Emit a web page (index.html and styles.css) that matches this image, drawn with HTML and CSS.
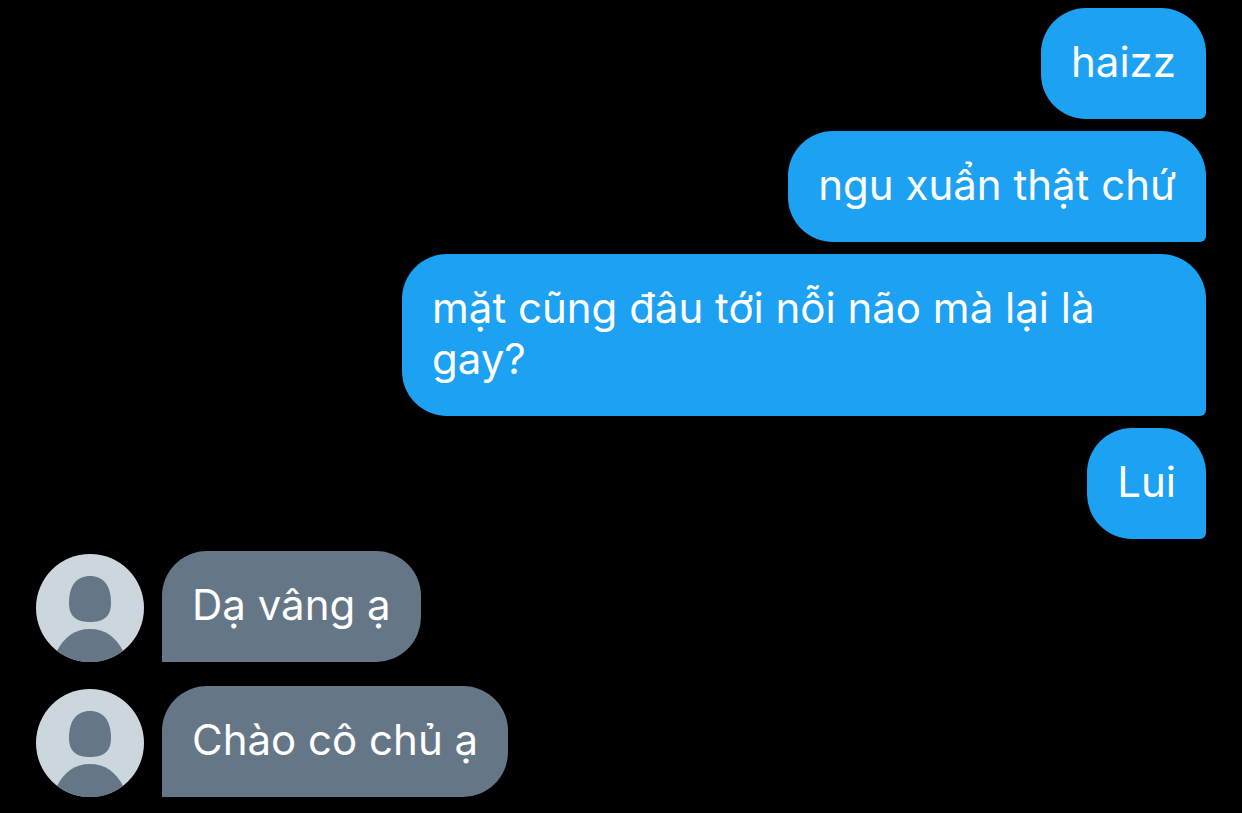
FILE: index.html
```
<!DOCTYPE html>
<html lang="vi">
<head>
<meta charset="utf-8">
<meta name="viewport" content="width=device-width, initial-scale=1">
<title>Tin nhắn</title>
<link rel="stylesheet" href="styles.css">
</head>
<body>
<main class="chat">
  <p class="bubble sent">haizz</p>
  <p class="bubble sent">ngu xuẩn thật chứ</p>
  <p class="bubble sent">mặt cũng đâu tới nỗi não mà lại là gay?</p>
  <p class="bubble sent">Lui</p>
  <div class="row">
    <svg class="avatar" viewBox="0 0 108 108" aria-hidden="true">
      <circle cx="54" cy="54" r="54" fill="#ccd6dd"/>
      <path d="M54 22C67 22 75 31 75 49C75 63 67 68 54 68S33 63 33 49C33 31 41 22 54 22Z" fill="#657786"/>
      <path d="M21 97C28 83 39 75 54 75S80 83 87 97A54 54 0 0 1 21 97Z" fill="#657786"/>
    </svg>
    <p class="bubble received">Dạ vâng ạ</p>
  </div>
  <div class="row">
    <svg class="avatar" viewBox="0 0 108 108" aria-hidden="true">
      <circle cx="54" cy="54" r="54" fill="#ccd6dd"/>
      <path d="M54 22C67 22 75 31 75 49C75 63 67 68 54 68S33 63 33 49C33 31 41 22 54 22Z" fill="#657786"/>
      <path d="M21 97C28 83 39 75 54 75S80 83 87 97A54 54 0 0 1 21 97Z" fill="#657786"/>
    </svg>
    <p class="bubble received">Chào cô chủ ạ</p>
  </div>
</main>
</body>
</html>
```
FILE: styles.css
```
* { box-sizing: border-box; }
body {
  margin: 0;
  background: #000;
  color: #fff;
  font-family: Inter, "Noto Sans", sans-serif;
  font-size: 42px;
  line-height: 51px;
}
.chat {
  display: flex;
  flex-direction: column;
  gap: 12px;
  padding: 8px 36px 16px;
}
.bubble {
  margin: 0;
  padding: 28px 30px 32px;
}
.sent {
  align-self: flex-end;
  max-width: calc(100% - 366px);
  background: #1da1f2;
  border-radius: 45px 45px 6px 45px;
}
.row {
  display: flex;
  align-items: flex-end;
  gap: 18px;
}
.row + .row { margin-top: 12px; }
.avatar {
  width: 108px;
  height: 108px;
  flex: none;
}
.received {
  background: #657786;
  border-radius: 45px 45px 45px 0;
}
```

§ **PROBLEM DESCRIPTION**:
Write out the listing above exactly as it stands, pictures excluded.

§ **FULL ANSWER**:
Emit a web page (index.html and styles.css) that matches this image, drawn with HTML and CSS.
FILE: index.html
```
<!DOCTYPE html>
<html lang="vi">
<head>
<meta charset="utf-8">
<meta name="viewport" content="width=device-width, initial-scale=1">
<title>Tin nhắn</title>
<link rel="stylesheet" href="styles.css">
</head>
<body>
<main class="chat">
  <p class="bubble sent">haizz</p>
  <p class="bubble sent">ngu xuẩn thật chứ</p>
  <p class="bubble sent">mặt cũng đâu tới nỗi não mà lại là gay?</p>
  <p class="bubble sent">Lui</p>
  <div class="row">
    <svg class="avatar" viewBox="0 0 108 108" aria-hidden="true">
      <circle cx="54" cy="54" r="54" fill="#ccd6dd"/>
      <path d="M54 22C67 22 75 31 75 49C75 63 67 68 54 68S33 63 33 49C33 31 41 22 54 22Z" fill="#657786"/>
      <path d="M21 97C28 83 39 75 54 75S80 83 87 97A54 54 0 0 1 21 97Z" fill="#657786"/>
    </svg>
    <p class="bubble received">Dạ vâng ạ</p>
  </div>
  <div class="row">
    <svg class="avatar" viewBox="0 0 108 108" aria-hidden="true">
      <circle cx="54" cy="54" r="54" fill="#ccd6dd"/>
      <path d="M54 22C67 22 75 31 75 49C75 63 67 68 54 68S33 63 33 49C33 31 41 22 54 22Z" fill="#657786"/>
      <path d="M21 97C28 83 39 75 54 75S80 83 87 97A54 54 0 0 1 21 97Z" fill="#657786"/>
    </svg>
    <p class="bubble received">Chào cô chủ ạ</p>
  </div>
</main>
</body>
</html>
```
FILE: styles.css
```
* { box-sizing: border-box; }
body {
  margin: 0;
  background: #000;
  color: #fff;
  font-family: Inter, "Noto Sans", sans-serif;
  font-size: 42px;
  line-height: 51px;
}
.chat {
  display: flex;
  flex-direction: column;
  gap: 12px;
  padding: 8px 36px 16px;
}
.bubble {
  margin: 0;
  padding: 28px 30px 32px;
}
.sent {
  align-self: flex-end;
  max-width: calc(100% - 366px);
  background: #1da1f2;
  border-radius: 45px 45px 6px 45px;
}
.row {
  display: flex;
  align-items: flex-end;
  gap: 18px;
}
.row + .row { margin-top: 12px; }
.avatar {
  width: 108px;
  height: 108px;
  flex: none;
}
.received {
  background: #657786;
  border-radius: 45px 45px 45px 0;
}
```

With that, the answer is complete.